Personal information
- Full name: George William John Leslie
- Date of birth: 9 July 1907
- Place of birth: Slough, England
- Date of death: 22 November 1986 (aged 79)
- Place of death: Colchester, England
- Height: 6 ft 1 in (1.85 m)
- Position(s): Centre-half

Senior career*
- Years: Team / Apps / (Gls)
- Slough Town
- 1930–?000: Charlton Athletic / 0 / (0)
- Red Star Olympique
- 1932–1936: Walsall / 88 / (2)
- 1936–1937: Guildford City
- 1937–1939: Colchester United / 65 / (0)
- Total:  / 153 / (2)

= George Leslie (footballer) =

English footballer

George William John Leslie (9 July 1907 – 22 November 1986) was an English professional footballer who played as a centre-half in the Football League for Walsall. Leslie was also on the books at Charlton Athletic but failed to make a first-team appearance. He additionally featured for Slough Town, Red Star Olympique in Paris, France, Guildford City and Colchester United.

==Career==
Born in Slough, Leslie began his career with Slough Town before making a move to Charlton Athletic in 1930. He failed to break into the first-team, instead opting to move to France to ply his trade, featuring for Paris-based Red Star Olympique. He returned to England in 1932, joining up with Football League club Walsall.
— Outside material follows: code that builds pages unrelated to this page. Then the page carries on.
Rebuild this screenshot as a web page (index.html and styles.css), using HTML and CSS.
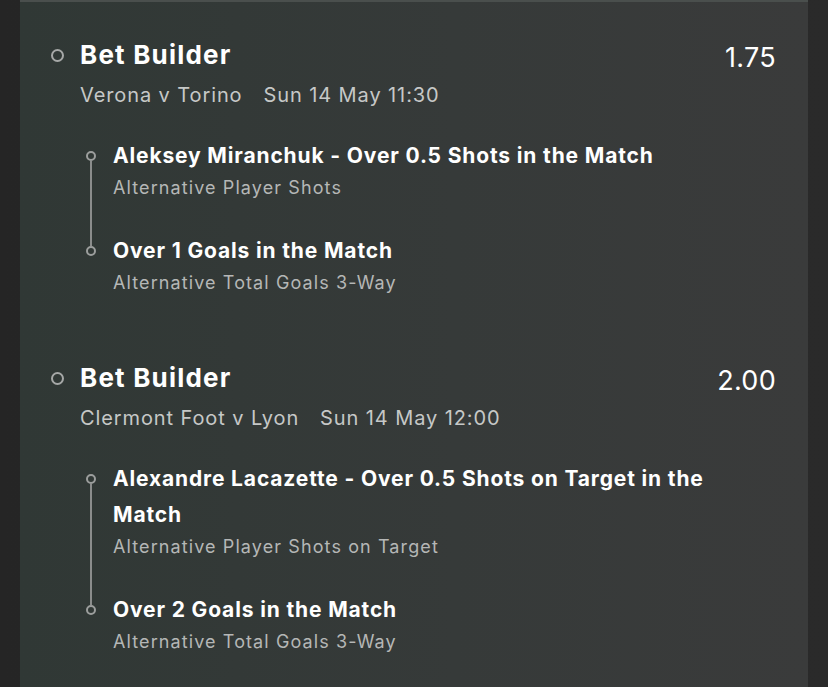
FILE: index.html
```html
<!DOCTYPE html>
<html lang="en">
<head>
  <meta charset="UTF-8" />
  <meta name="viewport" content="width=device-width, initial-scale=1.0"/>
  <title>Bet Slip</title>
  <link rel="stylesheet" href="styles.css">
</head>
<body>

  <div class="slip">

    <!-- Bet 1 -->
    <div class="bet">
      <div class="bet-head">
        <span class="ring"></span>
        <div class="title">Bet Builder</div>
        <div class="odds">1.75</div>
      </div>
      <div class="meta">
        <span>Verona v Torino</span>
        <span>Sun 14 May 11:30</span>
      </div>
      <div class="legs">
        <div class="leg">
          <div class="marker"><span class="dot"></span></div>
          <div class="leg-text">
            <div class="leg-title">Aleksey Miranchuk - Over 0.5 Shots in the Match</div>
            <div class="leg-sub">Alternative Player Shots</div>
          </div>
        </div>
        <div class="leg">
          <div class="marker"><span class="dot"></span></div>
          <div class="leg-text">
            <div class="leg-title">Over 1 Goals in the Match</div>
            <div class="leg-sub">Alternative Total Goals 3-Way</div>
          </div>
        </div>
      </div>
    </div>

    <!-- Bet 2 -->
    <div class="bet">
      <div class="bet-head">
        <span class="ring"></span>
        <div class="title">Bet Builder</div>
        <div class="odds">2.00</div>
      </div>
      <div class="meta">
        <span>Clermont Foot v Lyon</span>
        <span>Sun 14 May 12:00</span>
      </div>
      <div class="legs">
        <div class="leg">
          <div class="marker"><span class="dot"></span></div>
          <div class="leg-text">
            <div class="leg-title">Alexandre Lacazette - Over 0.5 Shots on Target in the Match</div>
            <div class="leg-sub">Alternative Player Shots on Target</div>
          </div>
        </div>
        <div class="leg">
          <div class="marker"><span class="dot"></span></div>
          <div class="leg-text">
            <div class="leg-title">Over 2 Goals in the Match</div>
            <div class="leg-sub">Alternative Total Goals 3-Way</div>
          </div>
        </div>
      </div>
    </div>

  </div>

</body>
</html>
```

FILE: styles.css
```css
* {
  box-sizing: border-box;
}

body {
  margin: 0;
  padding: 0;
  background: linear-gradient(to right, #252525, #2a2a2a);
  font-family: 'Inter', 'Noto Sans', sans-serif;
  color: #fff;
  height: 687px;
  overflow: hidden;
}

.slip {
  margin: 0 20px;
  min-height: 700px;
  background: linear-gradient(to right, #303835, #363a39 55%, #3a3b3b);
  border-top: 2px solid #4a4f4d;
  padding: 36px 32px 0 31px;
}

.bet {
  margin-bottom: 64px;
}

.bet-head {
  display: flex;
  align-items: center;
  height: 34px;
}

.ring {
  width: 13px;
  height: 13px;
  border: 2px solid #a6a8a7;
  border-radius: 50%;
  margin-right: 16px;
  flex-shrink: 0;
}

.title {
  font-size: 26px;
  font-weight: 700;
  line-height: 34px;
  letter-spacing: 1.2px;
  flex: 1;
}

.odds {
  font-size: 27px;
  font-weight: 400;
  line-height: 34px;
  letter-spacing: 0.3px;
  padding-top: 6px;
}

.meta {
  margin: 9px 0 0 29px;
  font-size: 20px;
  line-height: 28px;
  letter-spacing: 0.9px;
  color: #c6c8c7;
  display: flex;
  gap: 21px;
}

.legs {
  margin: 29px 0 0 29px;
}

.leg {
  display: flex;
}

.marker {
  width: 22px;
  margin-right: 11px;
  display: flex;
  flex-direction: column;
  align-items: center;
  flex-shrink: 0;
}

.marker::before,
.marker::after {
  content: "";
  width: 2px;
  background: #8b8d8c;
}

.marker::before {
  height: 13px;
}

.marker::after {
  flex: 1;
}

.leg:first-child .marker::before {
  background: transparent;
}

.leg:last-child .marker::after {
  background: transparent;
}

.dot {
  width: 10px;
  height: 10px;
  border: 2px solid #9c9e9d;
  border-radius: 50%;
  flex-shrink: 0;
}

.leg-text {
  padding-bottom: 31px;
}

.leg:last-child .leg-text {
  padding-bottom: 0;
}

.leg-title {
  font-size: 21px;
  font-weight: 700;
  line-height: 36px;
  letter-spacing: 0.85px;
  max-width: 663px;
}

.leg-sub {
  font-size: 18px;
  line-height: 28px;
  color: #b5b7b6;
  letter-spacing: 1.1px;
}
```
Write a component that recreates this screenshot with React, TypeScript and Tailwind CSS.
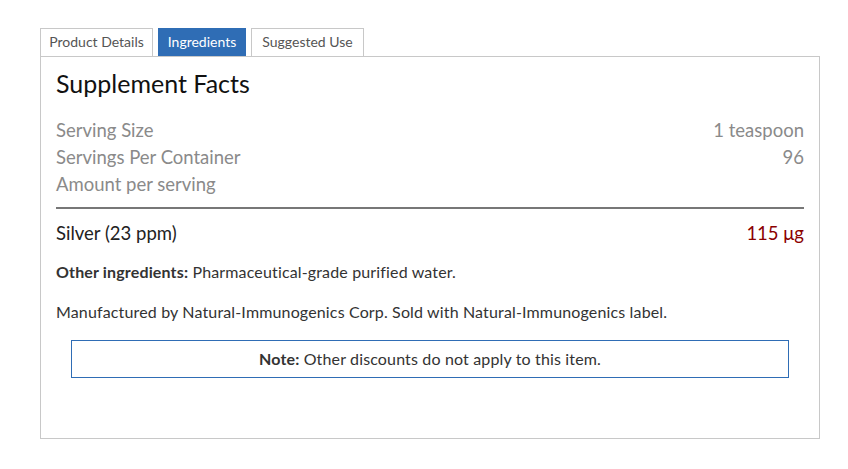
import React from 'react';

const tabs = [
  { label: 'Product Details', w: 'w-[113px]' },
  { label: 'Ingredients', w: 'w-[88px]' },
  { label: 'Suggested Use', w: 'w-[113px]' },
];

export default function App() {
  const active = 'Ingredients';
  return (
    <div className="min-h-[469px] bg-white pt-[28px] pl-[40px] font-['Lato','Noto_Sans',sans-serif]">
      <div className="w-[780px]">
        {/* tabs */}
        <div className="flex gap-[5px]">
          {tabs.map((t) => (
            <div
              key={t.label}
              className={
                t.label === active
                  ? `${t.w} h-[28px] pb-[2px] flex items-center justify-center bg-[#2f6db5] border border-[#2f6db5] text-white text-[14px]`
                  : `${t.w} h-[28px] pb-[2px] flex items-center justify-center border border-b-0 border-[#c8c8c8] text-[#555] text-[14px]`
              }
            >
              {t.label}
            </div>
          ))}
        </div>

        {/* panel */}
        <div className="h-[383px] border border-[#c8c8c8] px-[15px] pt-[10px]">
          <h2 className="text-[25px] text-[#111] leading-[32px]">Supplement Facts</h2>

          <div className="mt-[18px] text-[18.5px] leading-[27px] text-[#8a8a8a]">
            <div className="flex justify-between">
              <span>Serving Size</span>
              <span>1 teaspoon</span>
            </div>
            <div className="flex justify-between">
              <span>Servings Per Container</span>
              <span>96</span>
            </div>
            <div>Amount per serving</div>
          </div>

          <div className="mt-[9px] h-[2px] bg-[#777]" />

          <div className="mt-[12px] flex justify-between text-[18.5px] leading-[24px] text-[#222]">
            <span>Silver (23 ppm)</span>
            <span className="text-[#8b0000]">115 μg</span>
          </div>

          <p className="mt-[17px] text-[16px] tracking-[0.15px] leading-[20px] text-[#333]">
            <span className="font-bold">Other ingredients:</span> Pharmaceutical-grade purified water.
          </p>

          <p className="mt-[20px] text-[16px] tracking-[0.15px] leading-[20px] text-[#333]">
            Manufactured by Natural-Immunogenics Corp. Sold with Natural-Immunogenics label.
          </p>

          <div className="mt-[18px] mx-[15px] h-[38px] border border-[#2f6db5] flex items-center justify-center text-[16px] tracking-[0.15px] text-[#333]">
            <span>
              <span className="font-bold">Note:</span> Other discounts do not apply to this item.
            </span>
          </div>
        </div>
      </div>
    </div>
  );
}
With Walsall, Leslie featured in an FA Cup giant killing when his Third Division North side defeated First Division Arsenal 2–0 in the third round of the 1932–33 competition.

Leslie would go on to make 88 Football League appearances for Walsall, scoring twice before drifting back into non-league football with Guildford City. Colchester United manager Ted Davis signed him from Guildford for the newly formed Southern League club in the summer of 1937. Leslie made his debut for the U's in their first-ever professional match on 28 August 1937 as Colchester fell to a 3–0 defeat to Yeovil & Petters United at the Huish. Leslie suffered from a string of injury problems while with Colchester as he was required to undergo a cartilage operation in May 1938, and suffered further setbacks in October 1938, requiring further fitness training at Highbury, London. On his return to first-team action, Leslie was named club captain, having been voted as the best centre-half in the Southern League for the 1937–38 campaign. He was just behind Jack Hodge in becoming the first player for the club to reach 100 first-team appearances. Leslie ended his time with Colchester during the 1939–40 season, when the league was abandoned due to the onset of World War II. He made his final appearance in a 0–0 draw against Ipswich Town Reserves on 2 September 1939, bringing his total appearances to 102 in all competitions.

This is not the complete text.